Horror with a subterranean setting is certainly not uncommon. Aspects of Schoell's book even reminded me of Lewis Teague's film of Alligator ('80), which was written (and written well) by John Sayles.
As a writer, Schoell patrolled similar territory to Stephen King, focusing on very ordinary people in extraordinary situations.
Cover art aside, Rollo's Crimson shares few parallels with Spawn of Hell, aside from the fact that the book's creature begins life down a well, another tried-and-true, subterranean waiting room for evil.
I whipped through Crimson fairly quickly and enjoyed it for the most part, but I wouldn't rave about it.

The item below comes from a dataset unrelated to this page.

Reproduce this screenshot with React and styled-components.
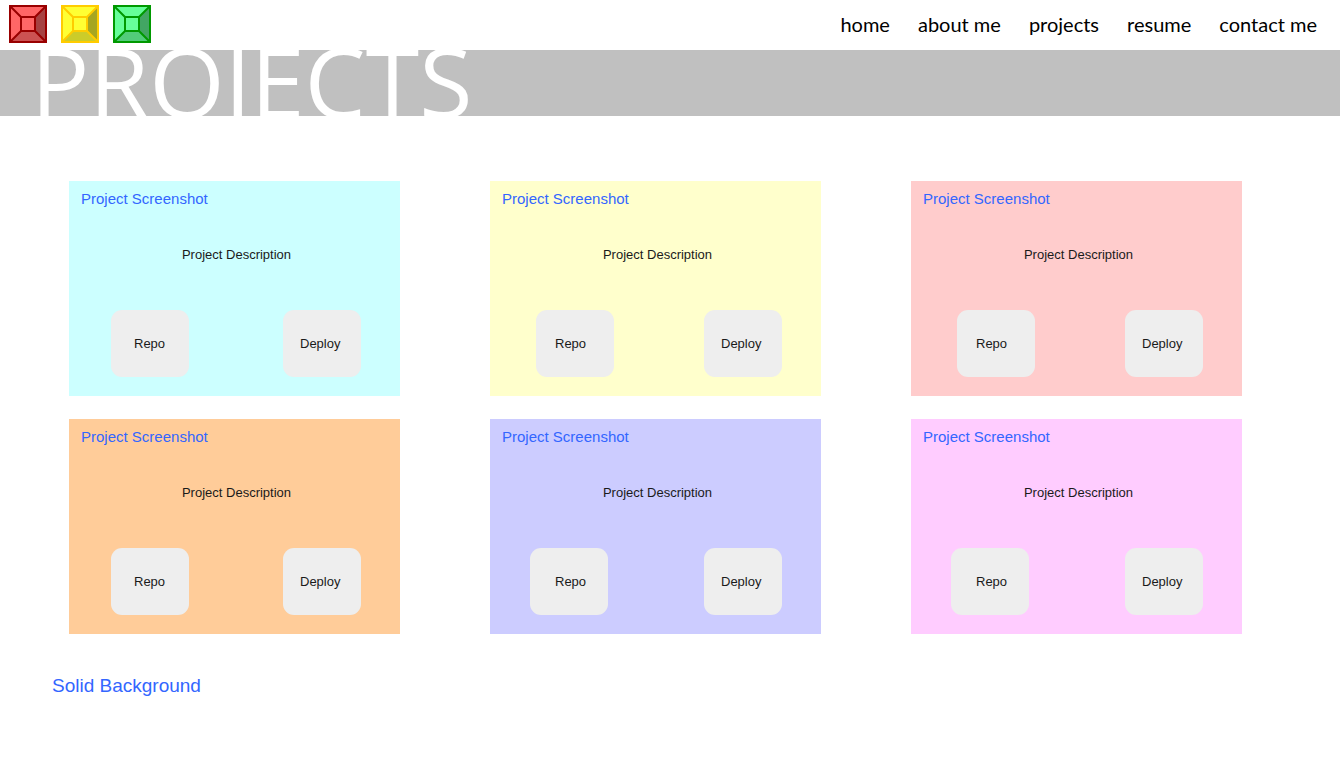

So much of it felt familiar.
The book's agent of evil is a resurrected ax murderer who kept reminding me of "Molasar" in F. Paul Wilson's The Keep (visually realized by Michael Mann in the movie of the same name in '83).
He was another crimson-eyed harbinger of evil.
The biggest parallels Crimson shares are with Stephen King's It ('87).
They go beyond the cover art.
Like It, Crimson is a coming-of-age tale in which a group of friends are forced to confront the evil from their past.
Although the book takes some interesting detours, including a gut-wrenching prison sequence, I never felt that Rollo was coming from somewhere deep and heartfelt.
I preferred his The Jigsaw Man ('08).